We possess jurisdiction to determine whether Respondent breached its contractual obligation to comply with applicable accessibility codes and laws, which determination may have the effect of providing Appellant ultimately with the relief it seeks. See Eyak Tech., LLC v. Dept. of Homeland Sec., CBCA No. 1975, 10-2 BCA ¶ 34,538. This jurisdiction is sufficient to defeat the motion to dismiss, and Appellant's claim letter is sufficient to constitute a cognizable nonmonetary claim within the meaning of the Ground Lease's definition of a claim. Determination as to whether particular statutes or codes are “applicable” is premature at this time and must await further development of the record in this appeal. Accordingly, we deny this part of Respondent’s motion.
CONCLUSION
The elements of this appeal seeking monetary damages and an indemnification for any monetary damages realized are dismissed without prejudice. The element of this appeal seeking specific performance is dismissed as beyond the Board's authority. The element of this appeal requesting the Board to determine whether any accessibility violations are Respondent's responsibility under the Ground Lease for its failure to have complied with applicable codes and laws is properly before the Board. Respondent's motion to dismiss in that regard is denied.

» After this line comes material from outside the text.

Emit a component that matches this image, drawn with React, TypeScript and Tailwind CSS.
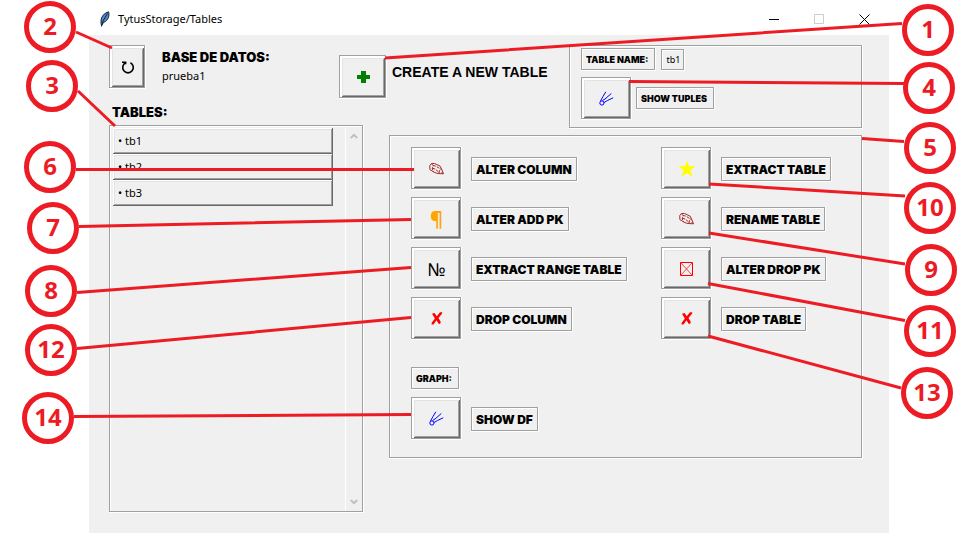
import type { ReactNode } from "react";

const groove =
  "shadow-[inset_-1px_-1px_#ffffff,inset_1px_1px_#a0a0a0,inset_-2px_-2px_#a0a0a0,inset_2px_2px_#ffffff]";
const ridge =
  "shadow-[inset_-1px_-1px_#ffffff,inset_1px_1px_#a0a0a0,inset_-2px_-2px_#a0a0a0,inset_3px_3px_#ffffff,inset_-3px_-3px_#696969,inset_4px_4px_#e3e3e3,inset_-4px_-4px_#a0a0a0]";
const raised =
  "shadow-[inset_-1px_-1px_#696969,inset_1px_1px_#ffffff,inset_-2px_-2px_#a0a0a0,inset_2px_2px_#e3e3e3]";
const uiFont = "font-['Noto_Sans','Open_Sans',sans-serif]";
const heavyFont = "font-['Inter','Liberation_Sans',sans-serif] font-black";

type IconName = "pencil" | "pilcrow" | "numero" | "cross" | "star" | "box" | "comet" | "plus" | "reload";

function Icon({ name }: { name: IconName }) {
  switch (name) {
    case "pilcrow":
      return <span className="font-['Noto_Sans',sans-serif] text-[20px] font-bold leading-5 text-[#ffa500]">¶</span>;
    case "numero":
      return <span className="font-['Noto_Sans',sans-serif] text-[18px] leading-5 text-black">№</span>;
    case "pencil":
      return (
        <svg width="15" height="12" viewBox="0 0 15 12" fill="none" stroke="#a52a2a" strokeWidth="1">
          <path d="M2.5.5H5.5L11 3 13 7 14.5 10.8 9 10.5 5.5 9.5.8 6.5V2.5Z" />
          <path d="M2.5.8 4 2.5 3.2 6 5 9M4 2.5 6.5 3 12 6.2M3.5 5.2 6 6 10 9.2M10 10 10.5 7.5 12.5 6.5M12.5 9.5 14 10.3" strokeDasharray="3 1" />
        </svg>
      );
    case "cross":
      return (
        <svg width="12" height="13" viewBox="0 0 12 13" fill="#ff0000">
          <path d="M1 1.8 3.5 1 5.8 4.3 9 .3 11.2.2 11.2 1.5 7.5 6 9.8 10 9 12 7.4 11.5 5.5 8.3 2.5 12.5.5 12.5.7 10.8 3.9 6.5Z" />
        </svg>
      );
    case "star":
      return (
        <svg width="18" height="18" viewBox="0 0 18 18" fill="#ffff00">
          <path d="M9 .5 11 6.3H17.5L12.3 10.3 14.6 17 9 13 3.4 17 5.7 10.3.5 6.3H7Z" />
        </svg>
      );
    case "box":
      return (
        <svg width="13" height="14" viewBox="0 0 13 14" fill="none" stroke="#ff0000">
          <path d="M.5.5H12.5V13.5H.5Z" />
          <path d="M1 1 12 13M12 1 1 13" strokeWidth=".7" />
        </svg>
      );
    case "comet":
      return (
        <svg width="15" height="15" viewBox="0 0 15 15" fill="none" stroke="#0000ff">
          <circle cx="2.9" cy="12" r="2.1" />
          <path d="M1.5 10 4 5.5 6.8.8M3.5 9.5 6 8 12.3 2.5M5 11.5 8.5 9.5 14.2 6.8" />
        </svg>
      );
    case "plus":
      return (
        <svg width="13" height="12" viewBox="0 0 13 12" fill="#008000">
          <path d="M4 0H9V4H13V8H9V12H4V8H0V4H4Z" />
        </svg>
      );
    case "reload":
      return (
        <svg width="14" height="13" viewBox="0 0 14 13" fill="none" stroke="#000000" strokeWidth="1.6">
          <path d="M1 1.2H4.6V3.2M4.6 1.8A5.3 5.3 0 1 0 9.4 1.8" />
        </svg>
      );
  }
}

function IconButton({ icon, label, size = "h-[43px] w-[51px]" }: { icon: IconName; label: string; size?: string }) {
  return (
    <button type="button" aria-label={label} className={`flex shrink-0 items-center justify-center ${size} ${ridge}`}>
      <Icon name={icon} />
    </button>
  );
}

function Tag({ children, small = false }: { children: ReactNode; small?: boolean }) {
  const scale = small ? "h-[23px] pr-[8px] text-[9px]" : "h-[25px] pr-[6px] text-[12px]";
  return (
    <span className={`flex items-center whitespace-nowrap pl-[5px] text-black ${heavyFont} ${scale} ${groove}`}>
      {children}
    </span>
  );
}

function Action({ icon, label }: { icon: IconName; label: string }) {
  return (
    <div className="flex items-start gap-[9px]">
      <IconButton icon={icon} label={label} />
      <div className="pt-[10px]">
        <Tag>{label}</Tag>
      </div>
    </div>
  );
}

const leftActions: [IconName, string][] = [
  ["pencil", "ALTER COLUMN"],
  ["pilcrow", "ALTER ADD PK"],
  ["numero", "EXTRACT RANGE TABLE"],
  ["cross", "DROP COLUMN"],
];
const rightActions: [IconName, string][] = [
  ["star", "EXTRACT TABLE"],
  ["pencil", "RENAME TABLE"],
  ["box", "ALTER DROP PK"],
  ["cross", "DROP TABLE"],
];

const callouts: [number, string][] = [
  [2, "left-[24px] top-[1px]"],
  [3, "left-[26px] top-[60px]"],
  [6, "left-[24px] top-[141px]"],
  [7, "left-[27px] top-[202px]"],
  [8, "left-[25px] top-[265px]"],
  [12, "left-[25px] top-[324px]"],
  [14, "left-[22px] top-[392px]"],
  [1, "right-[19px] top-[4px]"],
  [4, "right-[18px] top-[62px]"],
  [5, "right-[17px] top-[122px]"],
  [10, "right-[17px] top-[182px]"],
  [9, "right-[16px] top-[244px]"],
  [11, "right-[17px] top-[305px]"],
  [13, "right-[20px] top-[367px]"],
];

const leaders =
  "M76 32 112 48M78 91 115 126M76 169.5H414M79 226.5 411 219.5M77 292.5 411 267.5M77 348.5 411 317.5M74 416.5 411 414.5M902 23.5 385 58M904 83.5 629 81.5M904 141.5 862 138.5M905 196 709 184M905 264 709 233M905 320.5 708 283.5M901 388 708 336";

function Callouts() {
  return (
    <div className="pointer-events-none absolute inset-0">
      <svg className="absolute left-0 top-0 h-[536px] w-full" viewBox="0 0 973 536" preserveAspectRatio="none" fill="none" stroke="#ed1c24" strokeWidth="3">
        <path d={leaders} />
      </svg>
      {callouts.map(([n, place]) => (
        <span
          key={n}
          className={`absolute flex size-[52px] items-center justify-center rounded-full border-[5px] border-[#ed1c24] bg-white pb-[2px] font-['Open_Sans',sans-serif] text-[24px] font-bold leading-none text-[#ed1c24] ${place}`}
        >
          {n}
        </span>
      ))}
    </div>
  );
}

function TitleBar() {
  return (
    <header className="flex h-[35px] items-center pb-[1px] pl-[11px] pr-[13px] pt-[4px]">
      <svg width="10" height="16" viewBox="0 0 10 16">
        <path d="M1.5 14.5C0 9 1.5 3 8.5.8 9.8 4 8.5 9.5 3.5 11.5Z" fill="#4b8bd0" stroke="#17202c" strokeWidth="1" />
        <path d="M1.5 15.5 3 10 7.5 2.5" fill="none" stroke="#17202c" strokeWidth="1" />
      </svg>
      <h1 className={`ml-2 grow text-[11px] leading-4 text-black ${uiFont}`}>TytusStorage/Tables</h1>
      <div className="flex items-center gap-[21px]">
        <button type="button" aria-label="Minimize" className="flex w-6 justify-center">
          <svg width="10" height="10" stroke="#000000"><path d="M0 5.5H10" /></svg>
        </button>
        <button type="button" aria-label="Maximize" className="flex w-6 justify-center">
          <svg width="10" height="10" fill="none" stroke="#cccccc"><path d="M.5.5H9.5V9.5H.5Z" /></svg>
        </button>
        <button type="button" aria-label="Close" className="flex w-6 justify-center">
          <svg width="11" height="11" stroke="#000000"><path d="M.5.5 10.5 10.5M10.5.5.5 10.5" /></svg>
        </button>
      </div>
    </header>
  );
}

function Chevron({ down = false }: { down?: boolean }) {
  return (
    <svg width="8" height="6" viewBox="0 0 8 6" fill="none" stroke="#bfbfbf" strokeWidth="2">
      <path d={down ? "M.8 1 4 4.2 7.2 1" : "M.8 5 4 1.8 7.2 5"} />
    </svg>
  );
}

export default function App() {
  return (
    <div className="relative min-h-[536px] bg-white pl-[89px] pr-[84px]">
      <TitleBar />
      <main className="grid h-[498px] grid-cols-[230px_25px_25px_1fr] grid-rows-[59px_31px_1fr] bg-[#f0f0f0] pb-5 pl-5 pr-[26px] pt-[10px]">
        <section className="col-start-1 row-start-1 flex items-start gap-4">
          <IconButton icon="reload" label="Reload" size="h-[44px] w-[37px]" />
          <div className="pt-[3px]">
            <h2 className={`whitespace-nowrap text-[13px] leading-[18px] text-black ${heavyFont}`}>BASE DE DATOS:</h2>
            <p className={`text-[11px] leading-5 text-black ${uiFont}`}>prueba1</p>
          </div>
        </section>

        <section className="col-span-3 col-start-2 row-span-2 row-start-1 flex items-start justify-between">
          <div className="flex items-center gap-[5px] pt-[10px]">
            <IconButton icon="plus" label="Create a new table" size="h-[44px] w-[48px]" />
            <h2 className="whitespace-nowrap pb-[10px] font-['Liberation_Sans',sans-serif] text-[14px] font-bold leading-4 text-black">
              CREATE A NEW TABLE
            </h2>
          </div>
          <div className={`flex h-[84px] w-[294px] flex-col gap-[6px] pl-3 pt-[3px] ${groove}`}>
            <div className="flex items-end gap-[5px]">
              <Tag small>TABLE NAME:</Tag>
              <span className={`flex h-[22px] items-center px-[5px] text-[9px] text-black ${uiFont} ${groove}`}>tb1</span>
            </div>
            <div className="flex items-start gap-1">
              <IconButton icon="comet" label="Show tuples" />
              <div className="pt-[10px]">
                <Tag small>SHOW TUPLES</Tag>
              </div>
            </div>
          </div>
        </section>

        <section className="col-span-2 col-start-1 row-span-2 row-start-2 flex flex-col">
          <h2 className={`h-[21px] pl-[3px] text-[13px] leading-4 text-black ${heavyFont}`}>TABLES:</h2>
          <div className={`flex grow justify-between py-[3px] pl-[4px] pr-[2px] ${groove}`}>
            <ul className="w-[220px]">
              {["tb1", "tb2", "tb3"].map((name) => (
                <li key={name}>
                  <button type="button" className={`block h-[26px] w-full px-[5px] text-left text-[11px] leading-[26px] text-black ${uiFont} ${raised}`}>
                    • {name}
                  </button>
                </li>
              ))}
            </ul>
            <div className="flex w-[17px] flex-col items-center justify-between border-l border-white py-[5px]">
              <Chevron />
              <Chevron down />
            </div>
          </div>
        </section>

        <section className={`col-start-4 row-start-3 h-[324px] pl-[22px] pt-3 ${groove}`}>
          <div className="grid grid-cols-[250px_1fr]">
            <div className="flex flex-col gap-[7px]">
              {leftActions.map(([icon, label]) => <Action key={label} icon={icon} label={label} />)}
            </div>
            <div className="flex flex-col gap-[7px]">
              {rightActions.map(([icon, label]) => <Action key={label} icon={icon} label={label} />)}
            </div>
          </div>
          <div className="mt-[27px] flex flex-col items-start gap-[7px]">
            <Tag small>GRAPH:</Tag>
            <Action icon="comet" label="SHOW DF" />
          </div>
        </section>
      </main>
      <Callouts />
    </div>
  );
}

Accordingly, as described above, Respondent’s motion to dismiss this appeal is granted in part and denied in part. The stay ordered by the Board while Respondent's motion to dismiss was pending is lifted. Further proceedings will be directed by subsequent order.
Gary E. Shapiro
Administrative Judge
Board Member
I concur:
William A. Campbell
Administrative Judge
Chairman
I concur:
Peter F. Pontzer
Administrative Judge
Board Member
1 Our description of the facts is based on the limited record before us at this early stage of the proceedings, and is made solely for purposes of deciding the pending motion.